When Ally McBeal ended, I landed a role in an innovative and exciting new show, Arrested Development. I decided to tell my producers and co-stars on Arrested Development that I was gay, as I felt that I couldn’t be in a serious relationship and hide it from the people I worked with. I felt that trying to do so was very disrespectful to Francesca, even though I was mostly terrified to introduce her as my girlfriend, especially to the show’s executive producers, Ron Howard and Brian Grazer. I was truly afraid I could lose my job. But it suddenly seemed pointless to have a girlfriend if I was going to hide her from the rest of my life. Hiding her from the rest of the world was a different story, however.

The paparazzo who had begun stalking me around the time I was beginning to date accomplished her mission to out me when she got photographs of Francesca and me making up after an argument in an alley off Melrose. I had pulled Francesca into the alley after our conversation got a little heated because I didn’t want to make a scene and inadvertently out myself to the people walking by on the sidewalk who would surely recognize a couple having an argument. Instead, the photographs went around the world and outed me to everyone who stood in a supermarket checkout line. Because of these photos, I was forced to come out to my aunts and uncles and cousins in Australia before the tabloid hit the stands and hit them over the head with shock. The shock for me was the amount of love and acceptance I received from my extended family, especially my aunt Joan and uncle Stan.

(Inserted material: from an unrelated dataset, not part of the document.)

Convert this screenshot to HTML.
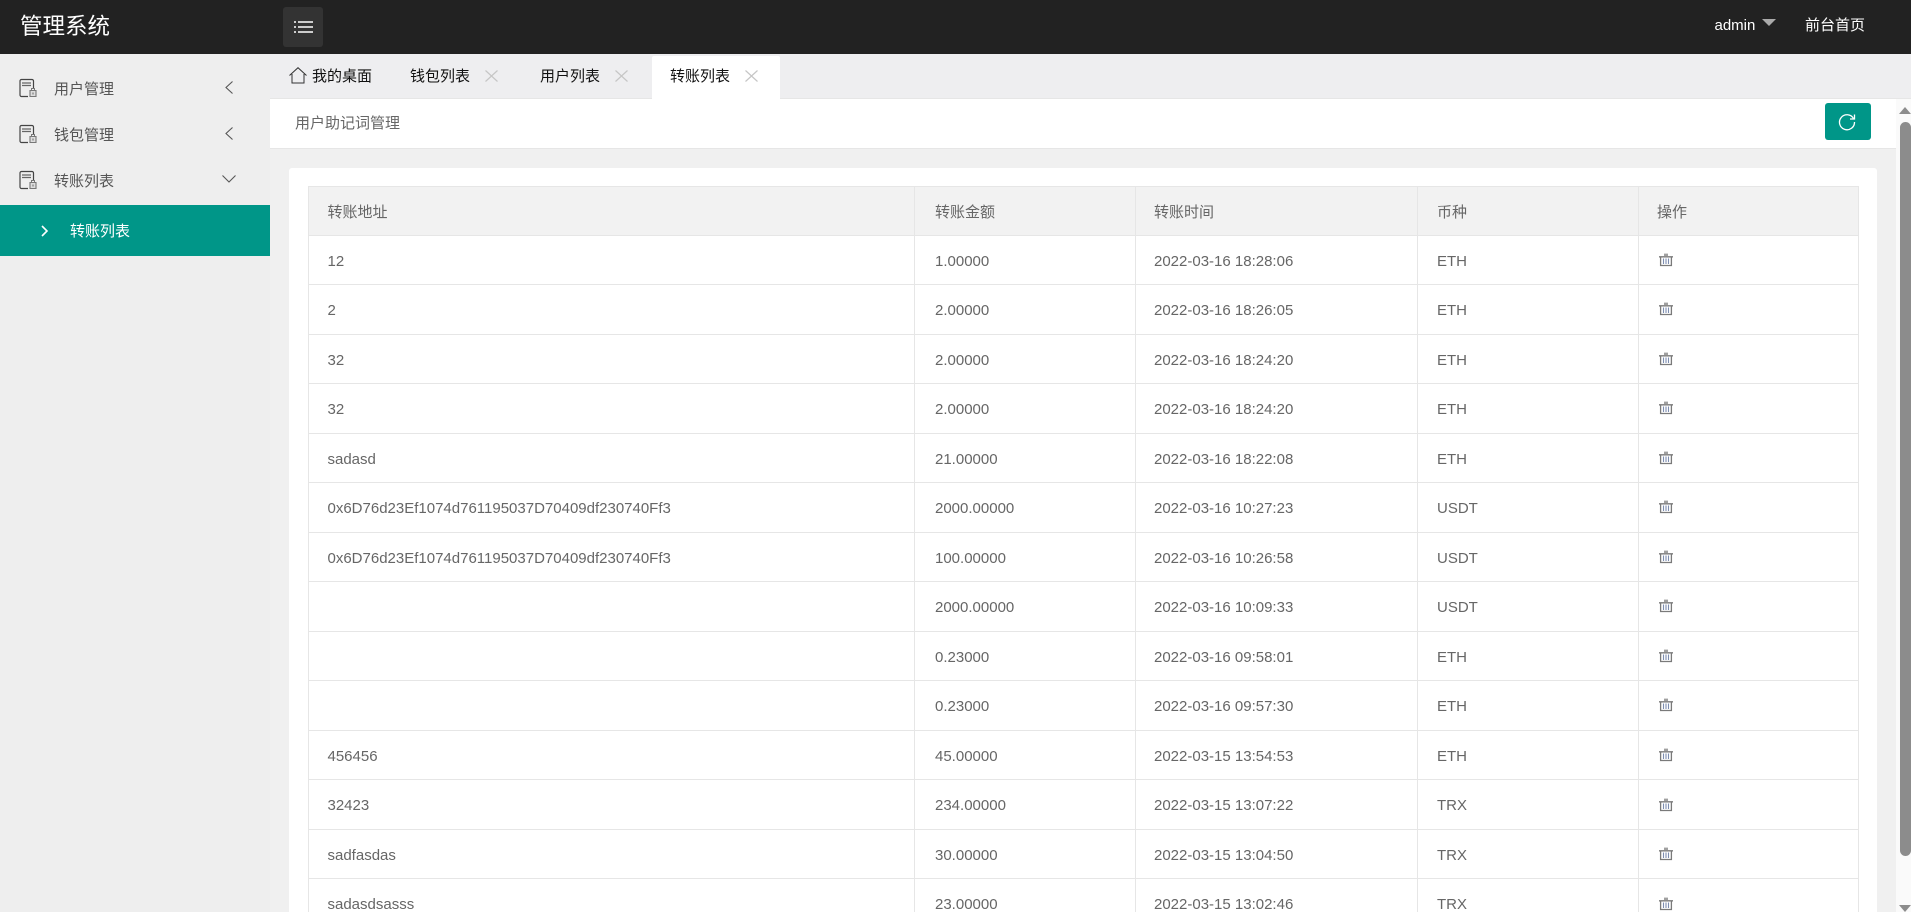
<!DOCTYPE html>
<html lang="zh"><head><meta charset="utf-8"><title>管理系统</title>
<style>
*{box-sizing:border-box}
html,body{margin:0;padding:0;width:1911px;height:912px;overflow:hidden;background:#f0f0f0}
body{font-family:"Liberation Sans","Noto Sans CJK SC",sans-serif;font-size:15px;color:#666;position:relative}
.a{position:absolute;white-space:nowrap}
.t{line-height:20px;height:20px}
svg{position:absolute;display:block;overflow:visible}
.row{position:absolute;left:308px;width:1551px;height:49.5px;border-bottom:1px solid #e6e6e6;background:#fff}
.c{position:absolute;top:0;height:100%;line-height:52px;white-space:nowrap}
.c1{left:19.5px}.c2{left:627px}.c3{left:846px}.c4{left:1129px}
.v{position:absolute;width:1px;top:186px;height:726px;background:#e6e6e6}
</style></head><body>
<div class="a" style="left:0;top:0;width:1911px;height:54px;background:#222"></div>
<div class="a t" style="left:20px;top:12px;height:30px;line-height:30px;font-size:22.5px;color:#fff">管理系统</div>
<div class="a" style="left:283px;top:7px;width:40px;height:40px;background:#333;border-radius:3px"></div>
<svg style="left:294px;top:21px" width="19" height="12" viewBox="0 0 19 12"><path d="M0 1h2M4 1h15M0 6h2M4 6h15M0 11h2M4 11h15" stroke="#fff" stroke-width="1.6" fill="none"/></svg>
<div class="a t" style="left:1714.5px;top:16px;color:#fff">admin</div>
<svg style="left:1762px;top:19px" width="14" height="7"><path d="M0 0h14L7 7z" fill="#aaa"/></svg>
<div class="a t" style="left:1805px;top:16px;color:#fff">前台首页</div>

<div class="a" style="left:0;top:54px;width:270px;height:858px;background:#eee"></div>
<svg style="left:19px;top:79px" width="18" height="18" viewBox="0 0 18 18" fill="none"><use href="#doc"/></svg>
<svg style="left:19px;top:125px" width="18" height="18" viewBox="0 0 18 18" fill="none"><use href="#doc"/></svg>
<svg style="left:19px;top:171px" width="18" height="18" viewBox="0 0 18 18" fill="none"><use href="#doc"/></svg>
<svg width="0" height="0" style="left:0;top:0"><defs><g id="doc"><path d="M9 17.500H2.500A1.500 1.500 0 0 1 1 16V2A1.500 1.500 0 0 1 2.500 .5H13A1.500 1.500 0 0 1 14.500 2V9" stroke="#444" stroke-width="1.200"/><path d="M3 4h9M3 6.500h9" stroke="#666" stroke-width="1.300"/><path d="M11 11.500h6v6h-6z" stroke="#777" stroke-width="1.100" fill="#ddd"/><path d="M12.500 11V9.500h3V11" stroke="#777"/><path d="M14 13.500v2" stroke="#666"/></g></defs></svg>
<div class="a t" style="left:54px;top:80px;color:#555">用户管理</div>
<div class="a t" style="left:54px;top:126px;color:#555">钱包管理</div>
<div class="a t" style="left:54px;top:172px;color:#555">转账列表</div>
<svg style="left:225px;top:81px" width="8" height="13"><path d="M7.500 .5L1 6.500l6.500 6" stroke="#555" fill="none" stroke-width="1.100"/></svg>
<svg style="left:225px;top:127px" width="8" height="13"><path d="M7.500 .5L1 6.500l6.500 6" stroke="#555" fill="none" stroke-width="1.100"/></svg>
<svg style="left:222px;top:175px" width="14" height="8"><path d="M.5 .5L7 7l6.500-6.500" stroke="#555" fill="none" stroke-width="1.100"/></svg>
<div class="a" style="left:0;top:205px;width:270px;height:51px;background:#009688"></div>
<svg style="left:41px;top:225px" width="7" height="12"><path d="M1 1l5 5-5 5" stroke="#fff" fill="none" stroke-width="1.600"/></svg>
<div class="a t" style="left:70px;top:222px;color:#fff">转账列表</div>

<div class="a" style="left:270px;top:54px;width:1641px;height:45px;background:#eeeef0;border-bottom:1px solid #e6e6e6"></div>
<svg style="left:289px;top:67px" width="18" height="17" viewBox="0 0 18 17" fill="none"><path d="M.5 8.500L9 .7l8.500 7.800" stroke="#333" stroke-width="1"/><path d="M3 7v9h12V7" stroke="#333" stroke-width="1"/></svg>
<div class="a t" style="left:312px;top:67px;color:#111">我的桌面</div>
<div class="a t" style="left:410px;top:67px;color:#111">钱包列表</div>
<svg style="left:485px;top:70px" width="13" height="12"><path d="M.5 .5l12 11M12.500 .5l-12 11" stroke="#c6c6c6" stroke-width="1.200"/></svg>
<div class="a t" style="left:540px;top:67px;color:#111">用户列表</div>
<svg style="left:615px;top:70px" width="13" height="12"><path d="M.5 .5l12 11M12.500 .5l-12 11" stroke="#c6c6c6" stroke-width="1.200"/></svg>
<div class="a" style="left:651.500px;top:56px;width:128.500px;height:44px;background:#fff;border-radius:2px 2px 0 0"></div>
<div class="a t" style="left:670px;top:67px;color:#111">转账列表</div>
<svg style="left:745px;top:70px" width="13" height="12"><path d="M.5 .5l12 11M12.500 .5l-12 11" stroke="#c6c6c6" stroke-width="1.200"/></svg>

<div class="a" style="left:270px;top:99px;width:1626px;height:50px;background:#fff;border-bottom:1px solid #e6e6e6"></div>
<div class="a t" style="left:295px;top:114px">用户助记词管理</div>
<div class="a" style="left:1825px;top:103px;width:46px;height:37px;background:#009688;border-radius:3px"></div>
<svg style="left:1838px;top:113px" width="18" height="18" viewBox="0 0 18 18" fill="none"><path d="M15.500 5.500A7.500 7.500 0 1 0 16.500 9" stroke="#fff" stroke-width="1.300"/><path d="M16.500 1.500v4.500H12" stroke="#fff" stroke-width="1.300"/></svg>

<div class="a" style="left:289px;top:168px;width:1588px;height:744px;background:#fff;border-radius:3px 3px 0 0"></div>
<div class="row" style="top:186px;height:50px;background:#f2f2f2;border-top:1px solid #e6e6e6"><span class="c c1">转账地址</span><span class="c c2">转账金额</span><span class="c c3">转账时间</span><span class="c c4">币种</span><span class="c" style="left:1349px">操作</span></div>

<div class="row" style="top:236px;height:49px"><span class="c c1">12</span><span class="c c2">1.00000</span><span class="c c3">2022-03-16 18:28:06</span><span class="c c4">ETH</span></div>
<div class="row" style="top:285px;height:50px"><span class="c c1">2</span><span class="c c2">2.00000</span><span class="c c3">2022-03-16 18:26:05</span><span class="c c4">ETH</span></div>
<div class="row" style="top:335px;height:49px"><span class="c c1">32</span><span class="c c2">2.00000</span><span class="c c3">2022-03-16 18:24:20</span><span class="c c4">ETH</span></div>
<div class="row" style="top:384px;height:50px"><span class="c c1">32</span><span class="c c2">2.00000</span><span class="c c3">2022-03-16 18:24:20</span><span class="c c4">ETH</span></div>
<div class="row" style="top:434px;height:49px"><span class="c c1">sadasd</span><span class="c c2">21.00000</span><span class="c c3">2022-03-16 18:22:08</span><span class="c c4">ETH</span></div>
<div class="row" style="top:483px;height:50px"><span class="c c1">0x6D76d23Ef1074d761195037D70409df230740Ff3</span><span class="c c2">2000.00000</span><span class="c c3">2022-03-16 10:27:23</span><span class="c c4">USDT</span></div>
<div class="row" style="top:533px;height:49px"><span class="c c1">0x6D76d23Ef1074d761195037D70409df230740Ff3</span><span class="c c2">100.00000</span><span class="c c3">2022-03-16 10:26:58</span><span class="c c4">USDT</span></div>
<div class="row" style="top:582px;height:50px"><span class="c c2">2000.00000</span><span class="c c3">2022-03-16 10:09:33</span><span class="c c4">USDT</span></div>
<div class="row" style="top:632px;height:49px"><span class="c c2">0.23000</span><span class="c c3">2022-03-16 09:58:01</span><span class="c c4">ETH</span></div>
<div class="row" style="top:681px;height:50px"><span class="c c2">0.23000</span><span class="c c3">2022-03-16 09:57:30</span><span class="c c4">ETH</span></div>
<div class="row" style="top:731px;height:49px"><span class="c c1">456456</span><span class="c c2">45.00000</span><span class="c c3">2022-03-15 13:54:53</span><span class="c c4">ETH</span></div>
<div class="row" style="top:780px;height:50px"><span class="c c1">32423</span><span class="c c2">234.00000</span><span class="c c3">2022-03-15 13:07:22</span><span class="c c4">TRX</span></div>
<div class="row" style="top:830px;height:49px"><span class="c c1">sadfasdas</span><span class="c c2">30.00000</span><span class="c c3">2022-03-15 13:04:50</span><span class="c c4">TRX</span></div>
<div class="row" style="top:879px;height:50px"><span class="c c1">sadasdsasss</span><span class="c c2">23.00000</span><span class="c c3">2022-03-15 13:02:46</span><span class="c c4">TRX</span></div>

<div class="v" style="left:308px"></div><div class="v" style="left:914px"></div><div class="v" style="left:1135px"></div><div class="v" style="left:1417px"></div><div class="v" style="left:1638px"></div><div class="v" style="left:1858px"></div>

<svg width="0" height="0" style="left:0;top:0"><defs><g id="tr"><path d="M0 3h14v1.600H0z" fill="#8a8a8a"/><path d="M5 3V.6h4V3z" fill="#a0a0a0"/><path d="M1.600 4v8.500h10.800V4" stroke="#7a7a7a" stroke-width="1.300" fill="none"/><path d="M4.500 5.500v5.500M7 5.500v5.500M9.500 5.500v5.500" stroke="#7d8db0" stroke-width="1.100"/></g></defs></svg>
<svg style="left:1659px;top:253px" width="14" height="13"><use href="#tr"/></svg>
<svg style="left:1659px;top:302px" width="14" height="13"><use href="#tr"/></svg>
<svg style="left:1659px;top:352px" width="14" height="13"><use href="#tr"/></svg>
<svg style="left:1659px;top:401px" width="14" height="13"><use href="#tr"/></svg>
<svg style="left:1659px;top:451px" width="14" height="13"><use href="#tr"/></svg>
<svg style="left:1659px;top:500px" width="14" height="13"><use href="#tr"/></svg>
<svg style="left:1659px;top:550px" width="14" height="13"><use href="#tr"/></svg>
<svg style="left:1659px;top:599px" width="14" height="13"><use href="#tr"/></svg>
<svg style="left:1659px;top:649px" width="14" height="13"><use href="#tr"/></svg>
<svg style="left:1659px;top:698px" width="14" height="13"><use href="#tr"/></svg>
<svg style="left:1659px;top:748px" width="14" height="13"><use href="#tr"/></svg>
<svg style="left:1659px;top:798px" width="14" height="13"><use href="#tr"/></svg>
<svg style="left:1659px;top:847px" width="14" height="13"><use href="#tr"/></svg>
<svg style="left:1659px;top:897px" width="14" height="13"><use href="#tr"/></svg>

<div class="a" style="left:1896px;top:99px;width:15px;height:813px;background:#fafafa"></div>
<svg style="left:1899px;top:107px" width="12" height="7"><path d="M6 0l6 7H0z" fill="#8c8c8c"/></svg>
<div class="a" style="left:1900px;top:122px;width:11px;height:734px;background:#8c8c8c;border-radius:6px"></div>
<svg style="left:1899px;top:905px" width="12" height="7"><path d="M0 0h12L6 7z" fill="#8c8c8c"/></svg>
</body></html>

I will be eternally grateful to that paparazzo who I had feared would ruin my life, since she forced me to be honest with my family about being gay. She freed me from a prison in which I had held myself captive my whole life. At my mother’s urging, however, I agreed to continue to keep the truth of my sexuality from my grandmother and so began a practice of removing all articles about me from my grandmother’s favorite tabloids, something that we continued doing for years. When I finally told my grandmother that I was gay, her reaction was truly amazing. I was back home in Australia to celebrate her hundredth birthday, about a year after Ellen and I had become a couple. My mother and I decided it would be my mother’s responsibility to tell Gran that I was gay, since she was going to have to deal with the aftermath if Gran was unhappy about it, which we were almost certain she would be. After Ellen came out on her television show in 1997, Gran stopped watching it, saying that Ellen was “disgusting.” My mother, having come to LA for a visit with Ellen and me, was supposed to show Gran pictures of the two of us together: our house and our animals—our life. My mother told me that Gran took the news calmly. But to everyone’s surprise, when I sat in front of Gran to yell my hello, she asked me in a yell if I was dating. I yelled at her, “Gran, I’m with Ellen.”